Flip through the analysts’ comments that followed Target’s first-quarter earnings release last week, and it looks like Target is having a tough time fending off competitors coming from all sides.
Sales came in only a little weaker than expected, but store traffic actually declined. Yes, the weather was lousy, but there also was a loss of Target customers to cheap dollar stores, some analysts said.
Mark Miller of the Chicago firm William Blair & Co. attributed the disappointing quarter to a “meaningful share loss to e-commerce competition,” and he means mostly Amazon.com.
As for Target’s response to these threats, well, it did just close on its first significant acquisitions in 15 years, of Chefs Catalog and Cooking.com.
No one could conclude that either deal makes Target more like Amazon.com or Dollar Tree or any other head-to-head competitor apparently causing Target pain.
But that doesn’t make these acquisitions foolish. In fact they may even be a model as Target seeks growth. They also say a great deal about how leaders at Minneapolis-based Target think.
They correctly understand that what Target really competes against every day is Target. It doesn’t need to get more like Amazon.com or Dollar Tree, it needs to get better at being Target than it was last week or last quarter.
One of those thinkers is Casey Carl, Target’s president of multichannel and its senior vice president of enterprise strategy, and the first thing he cleared up in a conversation last week was the idea that Target has an acquisition strategy. Nope, he said, “we have a business strategy.”
And all things cooking have become increasingly important to its growth.
Chefs Catalog, like it sounds, started producing a catalog of kitchen products in 1979. It’s one of the catalog companies that managed to make a transition to the Internet, although it still produces catalogs.
Cooking.com got its start in 1998 and has developed into a source for recipes and other information about food and cooking, along with lots of opportunities for consumers to purchase products.
In addition, Cooking.com operates online stores for a number of others, from the Food Network to the Calphalon cookware brand of Newell Rubbermaid.
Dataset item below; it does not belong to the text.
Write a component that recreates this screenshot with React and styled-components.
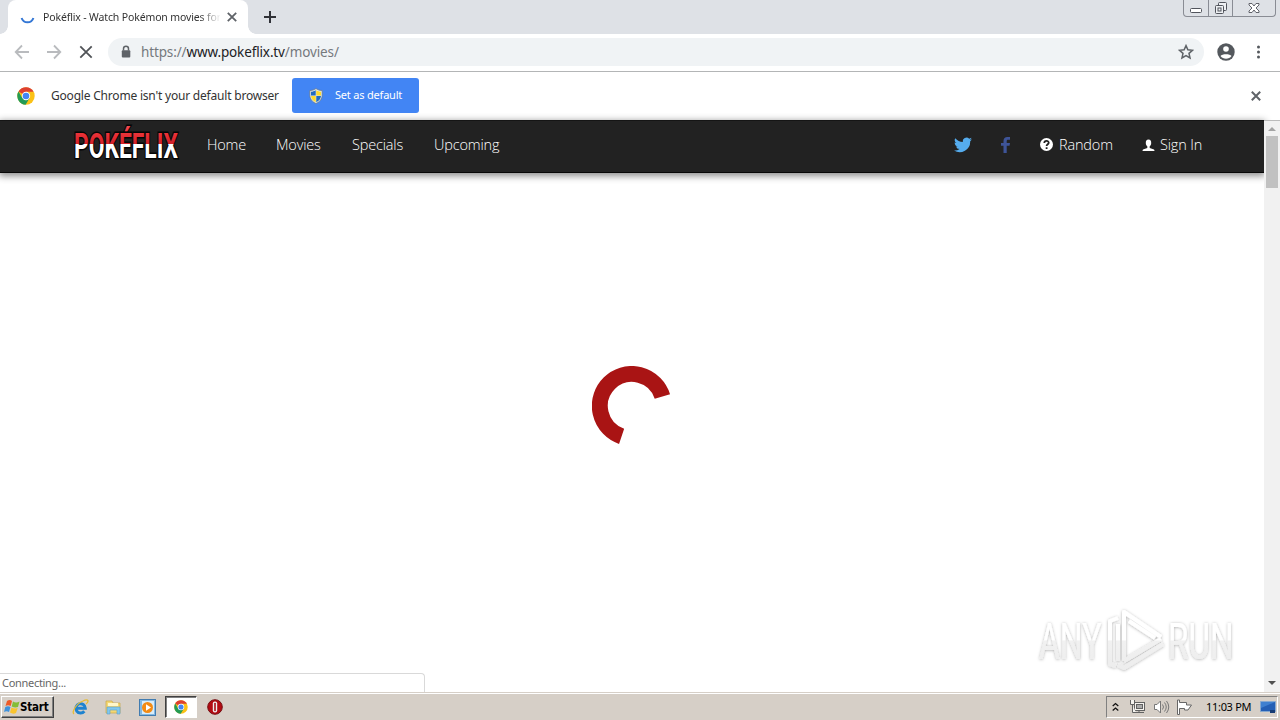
import React from "react";
import styled, { createGlobalStyle } from "styled-components";

const Global = createGlobalStyle`
  * { box-sizing: border-box; }
  body { margin: 0; overflow: hidden; background: #fff; }
  svg { display: block; flex: none; }
`;

const ui = `"DejaVu Sans Condensed", "DejaVu Sans", sans-serif`;

const Screen = styled.div`
  width: 1280px;
  height: 720px;
  display: flex;
  flex-direction: column;
  overflow: hidden;
  font-family: "Noto Sans", sans-serif;
`;

const Label = styled.span`
  display: block;
  flex: none;
  width: ${(p) => p.$w}px;
  font-family: ${(p) => p.$font || `"Noto Sans", sans-serif`};
  font-size: ${(p) => p.$size || 12}px;
  font-weight: ${(p) => p.$weight || 400};
  letter-spacing: ${(p) => p.$track || 0}px;
  color: ${(p) => p.$color || "#333"};
  line-height: ${(p) => p.$line || 20}px;
  white-space: nowrap;
`;

const TabStrip = styled.div`
  height: 34px;
  flex: none;
  display: flex;
  background: #dee1e6;
  padding-left: 8px;
`;
const Tab = styled.div`
  position: relative;
  width: 240px;
  height: 34px;
  display: flex;
  align-items: center;
  padding: 0 10px 0 12px;
  background: #fff;
  border-radius: 8px 8px 0 0;
  &::before, &::after {
    content: "";
    position: absolute;
    bottom: 0;
    width: 8px;
    height: 8px;
  }
  &::before { left: -8px; background: radial-gradient(circle at 0 0, transparent 7.5px, #fff 8px); }
  &::after { right: -8px; background: radial-gradient(circle at 100% 0, transparent 7.5px, #fff 8px); }
`;
const TabTitle = styled.div`
  width: 177px;
  margin: 0 7px 0 8px;
  mask-image: linear-gradient(to right, #000 156px, transparent 178px);
`;
const NewTab = styled.div`
  padding: 11px 0 0 16px;
`;
const WindowButtons = styled.div`
  display: flex;
  height: 17px;
  width: 93px;
  margin: 0 4px 0 auto;
  border: 1px solid #898c94;
  border-top: 0;
  border-radius: 0 0 4px 4px;
`;
const WindowButton = styled.div`
  width: ${(p) => p.$w}px;
  display: flex;
  justify-content: center;
  border-right: ${(p) => (p.$last ? "0" : "1px solid #898c94")};
`;

const Toolbar = styled.div`
  height: 38px;
  flex: none;
  display: flex;
  align-items: center;
  padding: 0 14px 1px;
  gap: 16px;
  border-bottom: 1px solid #b3b5b6;
`;
const Address = styled.div`
  display: flex;
  align-items: center;
  width: 1096px;
  height: 28px;
  margin-left: -2px;
  padding: 0 10px 0 12px;
  border-radius: 14px;
  background: #f0f3f5;
`;
const Url = styled(Label)`
  margin-left: 9px;
  b { font-weight: 400; color: #202124; }
`;
const Spacer = styled.div` flex: 1; `;

const InfoBar = styled.div`
  height: 48px;
  flex: none;
  display: flex;
  align-items: center;
  padding: 0 19px 1px 17px;
`;
const DefaultButton = styled.div`
  display: flex;
  align-items: center;
  width: 127px;
  height: 35px;
  margin-left: 13px;
  padding-left: 17px;
  gap: 12px;
  border-radius: 3px;
  background: #4285f4;
`;

const Viewport = styled.div`
  position: relative;
  height: 572px;
  flex: none;
  display: flex;
`;
const Page = styled.div`
  width: 1264px;
  display: flex;
  flex-direction: column;
`;
const NavBar = styled.div`
  height: 53px;
  flex: none;
  display: flex;
  align-items: center;
  padding: 0 62px 3px 71px;
  background: #222;
  border-top: 1px solid #151515;
  border-bottom: 1px solid #080808;
  box-shadow: 0 2px 7px 1px rgba(0, 0, 0, 0.45);
`;
const NavLinks = styled.div`
  display: flex;
  gap: 30px;
  margin-left: 26px;
`;
const NavAction = styled.div`
  display: flex;
  align-items: center;
  gap: 5px;
  margin-left: ${(p) => p.$gap}px;
`;
const Loading = styled.div`
  flex: 1;
  padding: 193px 0 0 592px;
`;
const Scrollbar = styled.div`
  width: 16px;
  display: flex;
  flex-direction: column;
  align-items: center;
  justify-content: space-between;
  background: #f1f1f1;
  border-top: 1px solid #bbb;
`;
const ScrollTop = styled.div`
  display: flex;
  flex-direction: column;
  align-items: center;
  padding-top: 6px;
  gap: 5px;
`;
const Thumb = styled.div`
  width: 12px;
  height: 52px;
  background: #c1c1c1;
`;
const Arrow = styled.div`
  width: 0;
  height: 0;
  border: 4px solid transparent;
  ${(p) => (p.$down ? "border-top-color: #505050; border-bottom: 0; margin-bottom: 7px;" : "border-bottom-color: #a3a3a3; border-top: 0;")}
`;
const StatusBubble = styled.div`
  position: absolute;
  left: 0;
  bottom: 0;
  width: 425px;
  height: 19px;
  padding-left: 2px;
  background: #fff;
  border: 1px solid #d9d9d9;
  border-left: 0;
  border-bottom: 0;
  border-radius: 0 4px 0 0;
`;
const Watermark = styled.svg`
  position: absolute;
  left: 1030px;
  top: 484px;
`;

const Taskbar = styled.div`
  height: 28px;
  flex: none;
  display: flex;
  align-items: center;
  padding: 1px 2px 0 1px;
  background: #d6cfc7;
  border-top: 1px solid #d6cfc7;
  box-shadow: inset 0 1px 0 #fff;
`;
const StartButton = styled.div`
  width: 53px;
  height: 22px;
  display: flex;
  align-items: center;
  padding-left: 2px;
  border: 1px solid;
  border-color: #fff #404040 #404040 #fff;
  box-shadow: inset -1px -1px 0 #808080;
`;
const QuickLaunch = styled.div`
  display: flex;
  align-items: center;
  margin-left: 18px;
`;
const Launch = styled.div`
  width: ${(p) => p.$w}px;
  height: 22px;
  display: flex;
  align-items: center;
  justify-content: center;
  ${(p) => p.$active && "background: #fff; border: 1px solid; border-color: #404040 #fff #fff #404040; box-shadow: inset 1px 1px 0 #808080;"}
`;
const Tray = styled.div`
  width: 172px;
  height: 22px;
  display: flex;
  align-items: center;
  margin-left: auto;
  padding-left: 5px;
  border: 1px solid;
  border-color: #808080 #fff #fff #808080;
`;

const Cross = ({ size, color, w = 1.8 }) => (
  <svg width={size} height={size} viewBox="0 0 10 10" stroke={color} strokeWidth={w}><path d="M.8.8 9.2 9.2M9.2.8.8 9.2" /></svg>
);
const BackArrow = ({ flip }) => (
  <svg width="16" height="16" viewBox="0 0 16 16" fill="none" stroke="#b9bbbe" strokeWidth="1.8" transform={flip ? "scale(-1 1)" : undefined}><path d="M15 8H2M8 1.5 1.7 8 8 14.5" /></svg>
);
const ChromeLogo = ({ size }) => (
  <svg width={size} height={size} viewBox="0 0 18 18">
    <circle cx="9" cy="9" r="8.7" fill="#fbc116" />
    <path d="M9 9 1.5 4.6A8.7 8.7 0 0 1 16.6 4.8H9Z" fill="#dd4031" />
    <path d="M1.5 4.6A8.7 8.7 0 0 0 8.6 17.7L12.6 11.1 9 9 5.3 11Z" fill="#239b55" />
    <circle cx="9" cy="9" r="4.2" fill="#fff" />
    <circle cx="9" cy="9" r="3.3" fill="#4285f4" />
  </svg>
);
const Shield = () => (
  <svg width="14" height="16" viewBox="0 0 14 16">
    <path d="M7 .5C5 2 3 2.5.8 2.5V7C.8 11 3.5 14 7 15.5 10.500 14 13.200 11 13.200 7V2.500C11 2.500 9 2 7 .5Z" fill="#dce5e7" stroke="#687582" strokeWidth=".7" />
    <path d="M6.700 2.200C5 3.300 4 3.600 2 3.700V7.500H6.700Z M7.300 8H12C11.600 11 10 12.900 7.300 14.200Z" fill="#216bc1" />
    <path d="M7.300 2.200C9 3.300 10 3.600 12 3.700V7.500H7.300Z M6.700 8H2C2.400 11 4 12.900 6.700 14.200Z" fill="#ffdb2c" />
  </svg>
);
const PokeflixLogo = () => (
  <svg width="110" height="42" viewBox="0 1 110 42">
    <defs>
      <linearGradient id="flix" gradientUnits="userSpaceOnUse" x1="0" y1="0" x2="0" y2="34">
        <stop offset="0" stopColor="#f05058" /><stop offset=".25" stopColor="#ee3439" /><stop offset=".59" stopColor="#cf2028" /><stop offset=".6" stopColor="#fff" />
      </linearGradient>
    </defs>
    <g transform="translate(3 1) scale(.643 1)">
      <text x="0" y="34" fontFamily="Roboto, sans-serif" fontWeight="700" fontSize="35.500" fill="url(#flix)" stroke="#050505" strokeWidth="3" paintOrder="stroke">POKÉFLIX</text>
    </g>
  </svg>
);
const AnyRun = () => (
  <Watermark width="212" height="74" viewBox="0 0 212 74">
    <defs>
      <filter id="soft" x="-10%" y="-10%" width="120%" height="130%"><feDropShadow dx="0" dy="0.5" stdDeviation="1.700" floodColor="#000" floodOpacity=".32" /></filter>
      <linearGradient id="fade" gradientUnits="userSpaceOnUse" x1="0" y1="5" x2="0" y2="66"><stop offset=".5" stopColor="#fff" /><stop offset=".53" stopColor="#f1f1f1" /><stop offset="1" stopColor="#ededed" /></linearGradient>
    </defs>
    <g filter="url(#soft)" fill="url(#fade)">
      <g transform="translate(9 0) scale(.64 1)"><text x="0" y="55" fontFamily="Roboto, sans-serif" fontWeight="400" fontSize="50">ANY</text></g>
      <g transform="translate(138 0) scale(.665 1)"><text x="0" y="55" fontFamily="Roboto, sans-serif" fontWeight="400" fontSize="50">RUN</text></g>
      <g fill="none" stroke="url(#fade)" strokeWidth="4" strokeLinejoin="round">
        <path d="M94 57V8L131 33M99 17 125 34M94 57 131 35M88 14 80 17V60L86 62M88 20V57M88 61 94 64 133 40" />
      </g>
    </g>
  </Watermark>
);

export default function App() {
  const nav = { $size: 14.5, $color: "#fff", $font: `"Open Sans", sans-serif`, $weight: 300, $track: -0.17 };
  return (
    <Screen>
      <Global />
      <TabStrip>
        <Tab>
          <svg width="15" height="16" viewBox="0 0 15 16" fill="none" stroke="#3477d5" strokeWidth="2"><path d="M1.600 9A6.200 6.200 0 0 0 13.400 9" /></svg>
          <TabTitle><Label $w={177} $size={10.5} $track={-0.14}>Pokéflix - Watch Pokémon movies for</Label></TabTitle>
          <Cross size={10} color="#5f6368" />
        </Tab>
        <NewTab><svg width="12" height="12" stroke="#303238" strokeWidth="2"><path d="M6 0V12M0 6H12" /></svg></NewTab>
        <WindowButtons>
          <WindowButton $w={25}><svg width="14" height="17" fill="#fff" stroke="#51545c"><rect x="1.500" y="8.500" width="11" height="4" rx="1" /></svg></WindowButton>
          <WindowButton $w={25}><svg width="14" height="17" fill="#eef0f3" stroke="#51545c"><rect x="4.500" y="2.500" width="8" height="8" rx="1" /><rect x="1.500" y="5.500" width="8" height="8" rx="1" /><rect x="4" y="8" width="3" height="3" /></svg></WindowButton>
          <WindowButton $w={42} $last>
            <svg width="14" height="17" fill="#fff" stroke="#51545c" strokeWidth=".9"><path d="M2 3.500H5L7 6 9 3.500H12V5L9 8 12 11V12.500H9L7 10 5 12.500H2V11L5 8 2 5Z" /></svg>
          </WindowButton>
        </WindowButtons>
      </TabStrip>
      <Toolbar>
        <BackArrow />
        <BackArrow flip />
        <svg width="16" height="16" stroke="#505357" strokeWidth="1.800"><path d="M2.300 2.300 13.700 13.700M13.700 2.300 2.300 13.700" /></svg>
        <Address>
          <svg width="12" height="14" viewBox="0 0 12 14"><path d="M3.500 5.500V3.800a2.500 2.500 0 0 1 5 0V5.500" fill="none" stroke="#5f6368" strokeWidth="1.500" /><rect x="1.800" y="5.300" width="8.500" height="7.200" rx="1" fill="#5f6368" /></svg>
          <Url $w={220} $size={13.5} $color="#75797d" $track={-0.13}>https://<b>www.pokeflix.tv</b>/movies/</Url>
          <Spacer />
          <svg width="16" height="16" viewBox="0 0 24 24" fill="none" stroke="#5f6368" strokeWidth="2.300"><path d="m12 2.500 2.800 6.300 6.900.7-5.200 4.600 1.500 6.800-6-3.600-6 3.600 1.500-6.800L2.300 9.500l6.900-.7Z" /></svg>
        </Address>
        <svg width="20" height="20" viewBox="0 0 20 20" style={{ marginLeft: -4 }}><circle cx="10" cy="10" r="8.700" fill="#54585d" /><circle cx="10" cy="7" r="2.800" fill="#fff" /><path d="M4.500 14C6 11.500 14 11.500 15.500 14 13 17.500 7 17.500 4.500 14Z" fill="#fff" /></svg>
        <svg width="6" height="16" fill="#54585d" style={{ marginLeft: 3 }}><circle cx="3.500" cy="3" r="1.500" /><circle cx="3.500" cy="8" r="1.500" /><circle cx="3.500" cy="13" r="1.500" /></svg>
      </Toolbar>
      <InfoBar>
        <ChromeLogo size={18} />
        <Label $w={228} $size={12} $track={-0.2} style={{ marginLeft: 16 }}>Google Chrome isn't your default browser</Label>
        <DefaultButton><Shield /><Label $w={70} $size={11} $color="#fff" $track={-0.2} style={{ paddingBottom: 2 }}>Set as default</Label></DefaultButton>
        <Spacer />
        <Cross size={10} color="#5f6368" w={2} />
      </InfoBar>
      <Viewport>
        <Page>
          <NavBar>
            <PokeflixLogo />
            <NavLinks>
              <Label {...nav} $w={39}>Home</Label>
              <Label {...nav} $w={46}>Movies</Label>
              <Label {...nav} $w={52}>Specials</Label>
              <Label {...nav} $w={66}>Upcoming</Label>
            </NavLinks>
            <Spacer />
            <svg width="18" height="16" viewBox="0 0 18 15" fill="#55acee"><path d="M18 1.800a7 7 0 0 1-2.100.6A3.700 3.700 0 0 0 17.500.3a7 7 0 0 1-2.300.9 3.700 3.700 0 0 0-6.300 3.400A10.500 10.500 0 0 1 1.300.7a3.700 3.700 0 0 0 1.100 4.900 3.700 3.700 0 0 1-1.700-.5 3.700 3.700 0 0 0 3 3.700 3.700 3.700 0 0 1-1.700.1 3.700 3.700 0 0 0 3.500 2.600A7.400 7.400 0 0 1 0 13 10.500 10.500 0 0 0 16.200 3.700 7.500 7.500 0 0 0 18 1.800Z" /></svg>
            <NavAction $gap={29}><svg width="9" height="16" viewBox="0 0 9 16" fill="#3e5498"><path d="M2.500 16V8.700H0V6h2.500V4C2.500 1.300 4 0 6.300 0H9v2.800H7.200c-1.300 0-1.500.6-1.500 1.500V6H9l-.5 2.700H5.700V16Z" /></svg></NavAction>
            <NavAction $gap={30}>
              <svg width="14" height="14" viewBox="0 0 14 14"><circle cx="6.500" cy="6.500" r="6.500" fill="#fff" /><path d="M4.300 5C4.300 2.200 8.800 2.300 8.700 4.800 8.700 6.300 6.600 6.300 6.600 8.100M6.600 9.200V11" fill="none" stroke="#222" strokeWidth="1.800" /></svg>
              <Label {...nav} $w={54}>Random</Label>
            </NavAction>
            <NavAction $gap={29}>
              <svg width="13" height="13" viewBox="0 0 13 13" fill="#fff"><path d="M6.500.5C4.500.5 3.700 2 3.800 4c0 1.700.7 2.800 1.500 3.300V9L1 10.500Q.5 11 .5 12h12q0-1-.5-1.500L7.700 9V7.300C8.500 6.800 9.200 5.700 9.200 4 9.300 2 8.500.5 6.500.5Z" /></svg>
              <Label {...nav} $w={42}>Sign In</Label>
            </NavAction>
          </NavBar>
          <Loading>
            <svg width="80" height="80" viewBox="0 0 80 80" fill="none" stroke="#a91414" strokeWidth="16"><path d="M29.600 70.300A32 32 0 1 1 70.400 30.500" /></svg>
          </Loading>
        </Page>
        <Scrollbar>
          <ScrollTop><Arrow /><Thumb /></ScrollTop>
          <Arrow $down />
        </Scrollbar>
        <AnyRun />
        <StatusBubble><Label $w={70} $size={11} $line={18} $color="#666" $track={-0.3}>Connecting...</Label></StatusBubble>
      </Viewport>
      <Taskbar>
        <StartButton>
          <svg width="16" height="16" viewBox="0 0 16 16"><path d="M3 2Q6 0 8 2L6.700 7Q4 5.500 1.500 7Z" fill="#ee5b28" /><path d="M9 2.500Q12 4.500 15.500 2.500L14 8Q11 9 7.700 7.500Z" fill="#84bd36" /><path d="M1.300 8Q4 6.500 6.500 8L5 13Q2.500 11.500 0 13Z" fill="#3f92dc" /><path d="M7.500 8.500Q11 10 13.700 9L12 14Q9 15.500 6 13.500Z" fill="#f9c42e" /></svg>
          <Label $w={32} $size={11.5} $weight={700} $font={ui} $color="#000" $track={-0.2}>Start</Label>
        </StartButton>
        <QuickLaunch>
          <Launch $w={16}><svg width="17" height="17" viewBox="0 0 17 17" fill="none"><path d="M4.500 9.200H13.300A4.700 4.700 0 1 0 12.300 12.300" stroke="#1f83cf" strokeWidth="3" /><path d="M2 15C-1 13 5 4 11 2 17-1 17 3 14 5" stroke="#e7bb32" strokeWidth="1.300" /></svg></Launch>
          <Launch $w={50}><svg width="17" height="17" viewBox="0 0 17 17"><path d="M1 2H7L8 4H15V14H1Z" fill="#f4d873" stroke="#c8a748" strokeWidth=".7" /><path d="M3 4H13V7H3Z" fill="#fff7c9" /><path d="M2 8H15V15H12V11H5V15H2Z" fill="#80c8ed" stroke="#5a9ec9" strokeWidth=".6" /></svg></Launch>
          <Launch $w={18}><svg width="17" height="17" viewBox="0 0 17 17"><rect x=".5" y=".5" width="16" height="16" fill="#83b9e3" stroke="#427cb0" /><rect x="3" y="2" width="12" height="13" fill="#d9edfa" /><circle cx="8.500" cy="8.500" r="5.500" fill="#f38b14" /><path d="M7 5.300 12 8.500 7 11.700Z" fill="#fff" /></svg></Launch>
          <Launch $w={32} $active style={{ marginLeft: 9 }}><ChromeLogo size={14} /></Launch>
          <Launch $w={16} style={{ marginLeft: 10 }}><svg width="16" height="16" viewBox="0 0 16 16"><circle cx="8" cy="8" r="7.300" fill="#b30a12" stroke="#751014" /><rect x="5.800" y="2.500" width="4.400" height="11" rx="2" fill="#eee" /><rect x="7.200" y="3.800" width="1.600" height="8.400" rx=".8" fill="#a90a12" /></svg></Launch>
        </QuickLaunch>
        <Tray>
          <svg width="7" height="10" fill="none" stroke="#111" strokeWidth="1.300"><path d="M.7 4 3.500 1.500 6.300 4M.7 8.500 3.500 6 6.300 8.500" /></svg>
          <svg width="17" height="16" viewBox="0 0 17 16" fill="#f5f3ef" stroke="#626262" style={{ marginLeft: 10 }}><rect x="5.500" y="3.500" width="10" height="8" /><rect x="7.500" y="5.500" width="6" height="4" fill="#aaa" /><path d="M6 13.500H15M10 12V14M1.500 1V5.500H5.500V1M3.500 5.500V13.500H7" /></svg>
          <svg width="17" height="16" viewBox="0 0 17 16" fill="none" stroke="#777" style={{ marginLeft: 7 }}><path d="M1.500 5.500H4L7.500 2V14L4 10.500H1.500Z" fill="#fff" /><path d="M9.500 5.500Q11.500 8 9.500 10.500M11.500 3.500Q15 8 11.500 12.500M13.500 2Q18 8 13.500 14" /></svg>
          <svg width="17" height="16" viewBox="0 0 17 16" stroke="#666" style={{ marginLeft: 6 }}><path d="M1.500 1V15.500H3.500V9.500H8.500V11H12L15.500 6H10.500V3.500H3.500V1Z" fill="#fff" /></svg>
          <Label $w={47} $size={11} $color="#000" $track={-0.3} style={{ marginLeft: 13 }}>11:03 PM</Label>
          <svg width="16" height="16" viewBox="0 0 16 16" style={{ marginLeft: 7 }}><path d="M.5 2.500H15.500V12.500H.5Z" fill="#245fb5" stroke="#86a8cf" /><path d="M1 3H15L1 9Z" fill="#3f80d0" /><path d="M10 11H15V14H10Z" fill="#163b74" /></svg>
        </Tray>
      </Taskbar>
    </Screen>
  );
}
Cooking.com is one of the reasons an iPad has replaced a cookbook in many American kitchens. As Carl put it, “if you are a cook or literally a novice, the odds of you typing in ‘cooking.com’ as a first starting point is dramatically high.”
The acquisitions also came with product brands that Target does not sell but that many of Target’s customers already know and use, such as Wüsthof knives and Le Creuset cookware. There will be some cross-promotion between the new properties and Target, both online and in the stores, and that may include offering Target’s own brands of kitchen products through Chefs Catalog and Cooking.com.
But the key to understanding this strategy is to see how the idea of offering cooking advice and in-depth catalog copy in praise of a kitchen gadget some of us have never seen before fits so well in Target’s basic positioning of “Expect More. Pay Less.”
Target’s customers expect more, and now they will get more.
Taking that same approach in other product categories may be possible, although analyst Mark Miller noted in an e-mail that it would only be “applicable in other product categories that have similar content or community characteristics. Many other parts of the store are more transaction oriented, and there Target simply needs to have the right assortment at the right price — including shipping — to win.”
Carl said Target’s strategy is not to simply add more and more kitchen products to an e-commerce site. That’s easy enough to do, as there’s no shortage of suppliers of kitchen equipment who would want to get their products on Target.com, but it’s not exactly strategic.